Maria Cecília concorda e afirma que o movimento está devendo para a sociedade novas lideranças que façam política e dialoguem com outros países. “Os porta-vozes de hoje são os mesmos da década de 70”, diz.
CRISE EM FAMÍLIA
Desde a ECO 92, o terceiro setor assistiu a um boom de entidades com os mais diferentes interesses, tamanhos e alinhamentos políticos. A pluralidade retrata a diversidade da sociedade civil e, nesse cenário, o papel das grandes, como o Greenpeace e o WWF, é crucial. Para seus representantes, as grandes são como irmãos mais velhos que devem representar o terceiro setor e ter uma postura ética e exemplar para as ONGs menores. “Transparência é fundamental porque somos representantes da sociedade civil”, diz Adário.
Como em toda grande família, no entanto, há sempre os “primos-problemas”, e no caso do terceiro setor, eles são as entidades usadas para lavagem de dinheiro público. O termo “ONG” aparece em manchetes com denúncias de corrupção e as entidades sérias sentem o peso de da generalização. “Existem ONGs e ‘ONGs’. Elas não são todas iguais. As que agem de má fé atrapalham o trabalho das sérias”, diz Monteiro.
Costa ressalta que com o tema do meio ambiente em alta – em propagandas, na mídia, nos discursos de empresas – há outro perigo para o trabalho das organizações, que chama de “ambientalismo de mercado”. “A massificação do tema tem gerado imprudência no conhecimento. O discurso capitalista está se apropriando do tema da economia verde para vender soluções ineficazes. Dá mesmo para ter carvão verde?”, questiona.

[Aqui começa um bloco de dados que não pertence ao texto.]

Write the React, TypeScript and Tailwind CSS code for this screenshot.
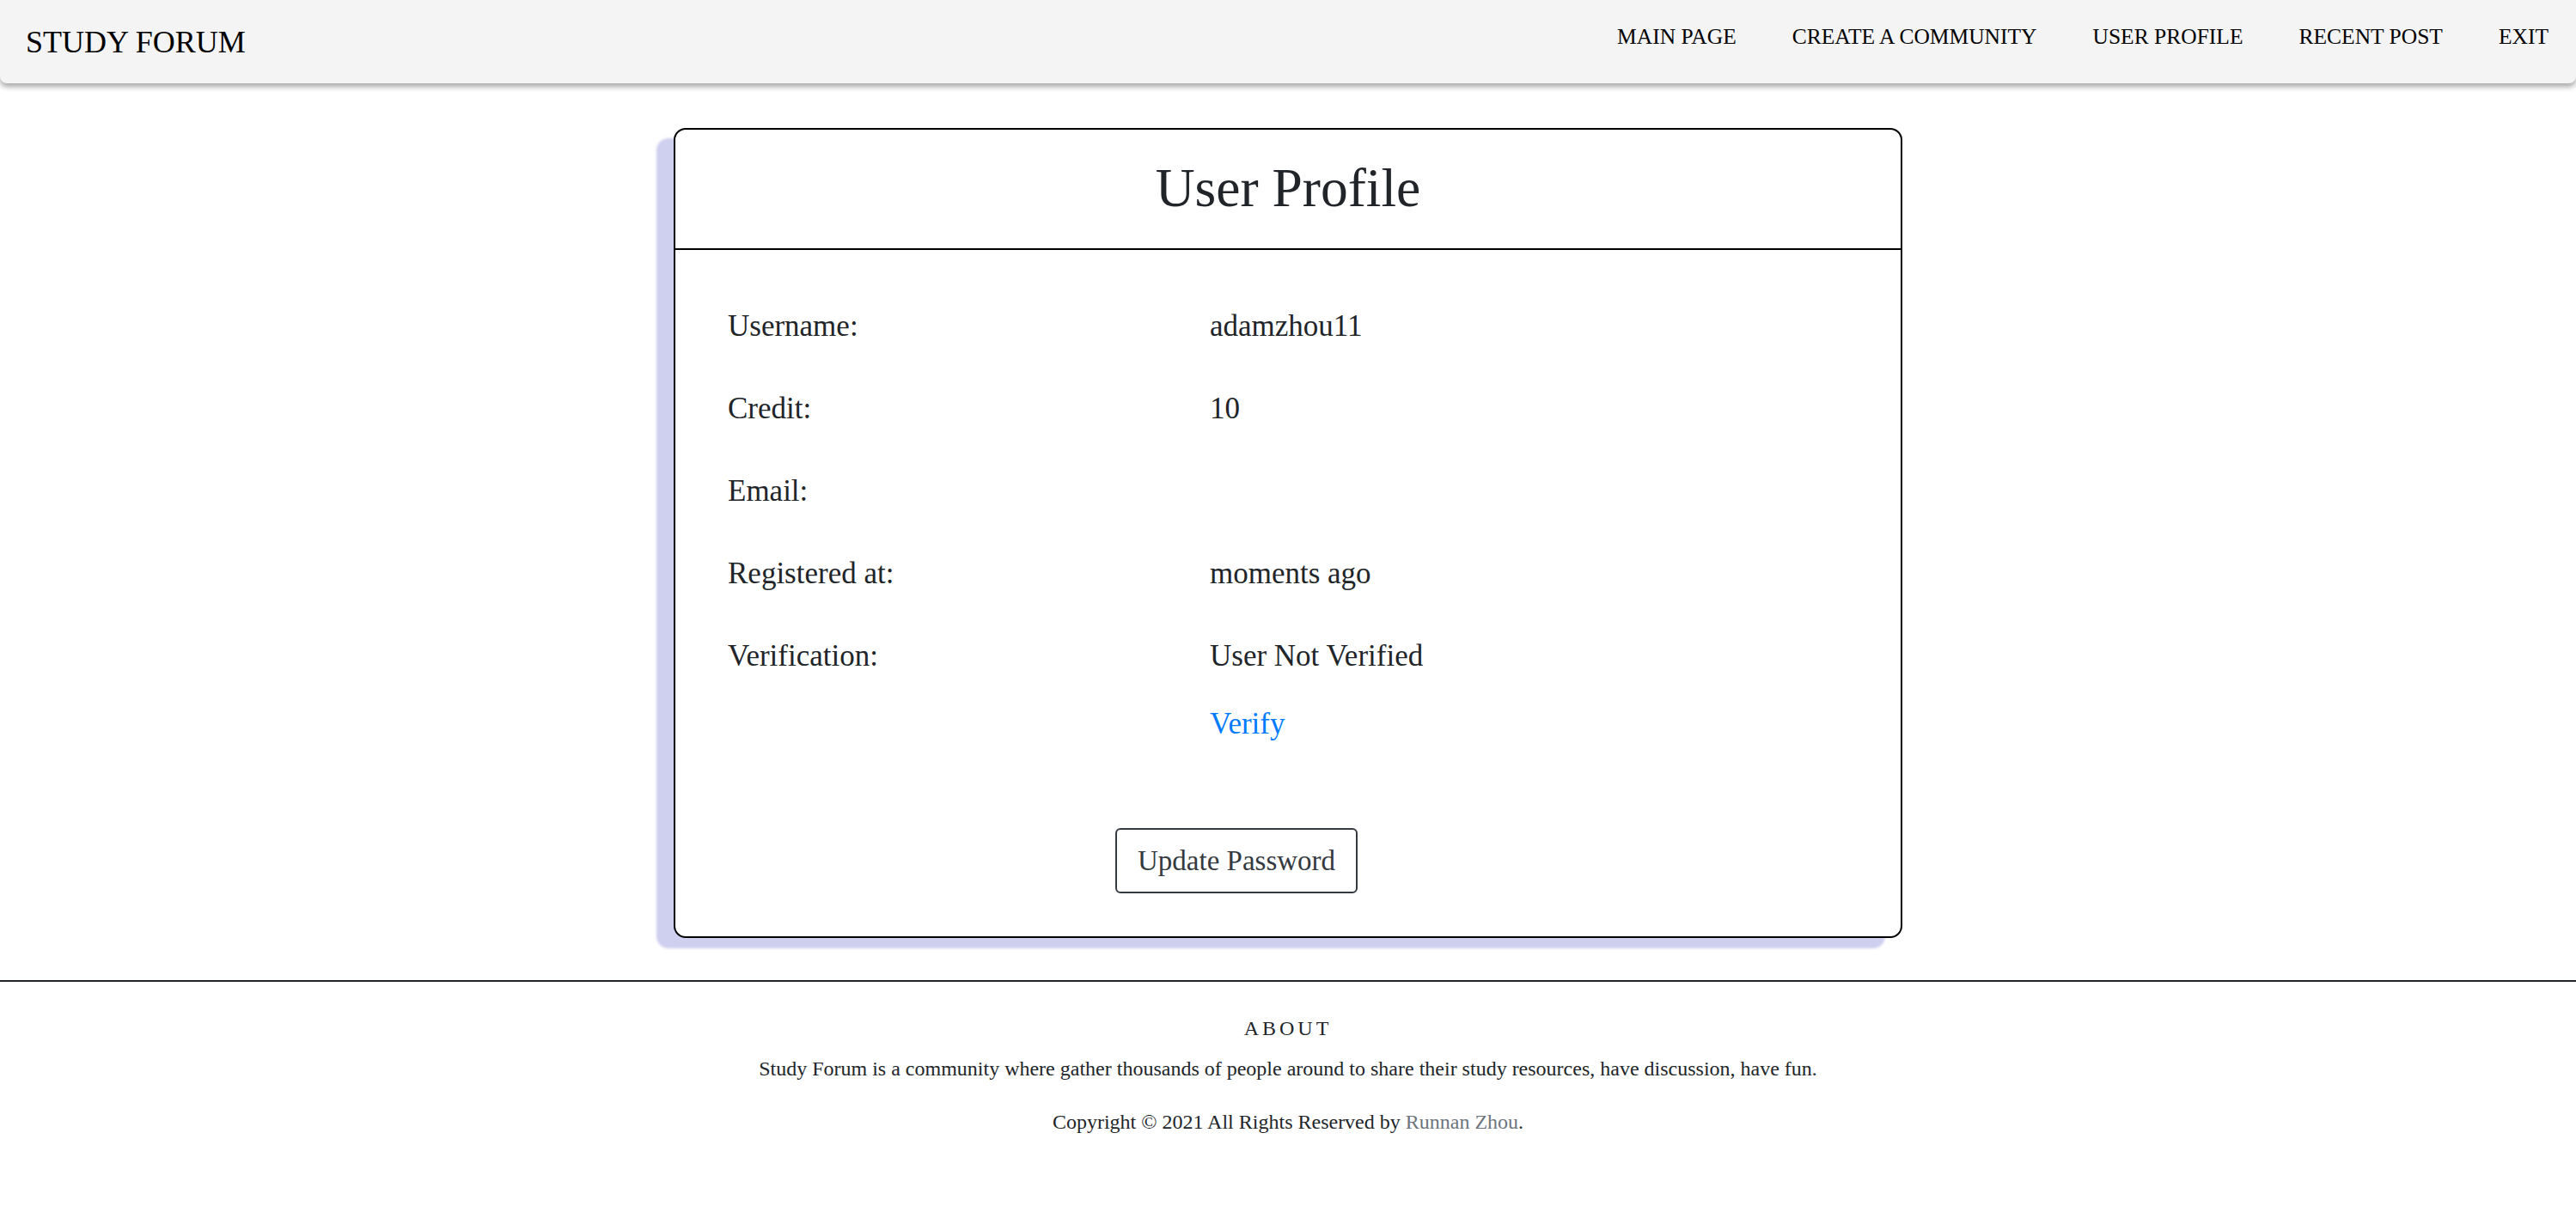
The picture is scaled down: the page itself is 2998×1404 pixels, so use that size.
import React from "react";

type ProfileRow = {
  label: string;
  value: string;
};

const navLinks: string[] = [
  "MAIN PAGE",
  "CREATE A COMMUNITY",
  "USER PROFILE",
  "RECENT POST",
  "EXIT",
];

const rows: ProfileRow[] = [
  { label: "Username:", value: "adamzhou11" },
  { label: "Credit:", value: "10" },
  { label: "Email:", value: "" },
  { label: "Registered at:", value: "moments ago" },
];

const App: React.FC = () => {
  return (
    <div className="min-h-screen bg-white font-['Liberation_Serif',serif] text-[#212529]">
      {/* top bar */}
      <nav className="flex h-[97px] items-center justify-between rounded-b-lg bg-[#f4f4f4] pl-[30px] pr-[32px] shadow-[0_4px_6px_rgba(0,0,0,0.35)]">
        <span className="text-[36px] leading-none text-black">STUDY FORUM</span>
        <ul className="flex gap-[65px] self-start pt-[30px] text-[25.5px] leading-none text-black">
          {navLinks.map((link) => (
            <li key={link}>
              <a href="#">{link}</a>
            </li>
          ))}
        </ul>
      </nav>

      <main className="flex justify-center pt-[52px]">
        <section className="w-[1430px] rounded-[14px] border-2 border-black bg-white shadow-[-20px_12px_3px_#cfcfef]">
          <header className="flex h-[140px] items-center justify-center border-b-2 border-black pb-[3px] text-[63.5px] leading-none">
            User Profile
          </header>

          <div className="px-[61px] pb-[50px] pt-[65px]">
            <div className="flex flex-col gap-[48px] text-[35px] leading-[48px]">
              {rows.map((row) => (
                <div key={row.label} className="flex">
                  <span className="w-[561px] shrink-0">{row.label}</span>
                  <span>{row.value}</span>
                </div>
              ))}
              <div className="flex">
                <span className="w-[561px] shrink-0">Verification:</span>
                <div className="flex flex-col">
                  <span>User Not Verified</span>
                  <a href="#" className="mt-[31px] text-[#007bff]">
                    Verify
                  </a>
                </div>
              </div>
            </div>

            <button
              type="button"
              className="ml-[451px] mt-[97px] rounded-md border-2 border-[#343a40] px-[24px] py-[12px] text-[33px] leading-[48px] text-[#343a40]"
            >
              Update Password
            </button>
          </div>
        </section>
      </main>

      <footer className="mt-[49px] border-t-2 border-[#212529] pb-[60px] pt-[36px] text-center">
        <h4 className="text-[24px] leading-[36px] tracking-[4px]">ABOUT</h4>
        <p className="mt-[12px] text-[24px] leading-[34px]">
          Study Forum is a community where gather thousands of people around to share their
          study resources, have discussion, have fun.
        </p>
        <p className="mt-[28px] text-[24px] leading-[34px]">
          Copyright © 2021 All Rights Reserved by{" "}
          <a href="#" className="text-[#6c757d]">
            Runnan Zhou
          </a>
          .
        </p>
      </footer>
    </div>
  );
};

export default App;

Mesmo com todas as dificuldades no caminho, comemora-se com maturidade o que passou. Ao fazer um balanço dos 40 anos de trabalho do NAT, Costa diz que o que ficou de mais forte é o movimento ambiental acreditando na participação como forma de mudar o curso da história. A partir do anos 90, as ONGs reivindicaram seu espaço na sociedade civil e na política e hoje se mostram cruciais para dar voz à sociedade civil. São lutas que começaram contra Golias, mas que hoje, têm o reforço de vários exércitos de Davis.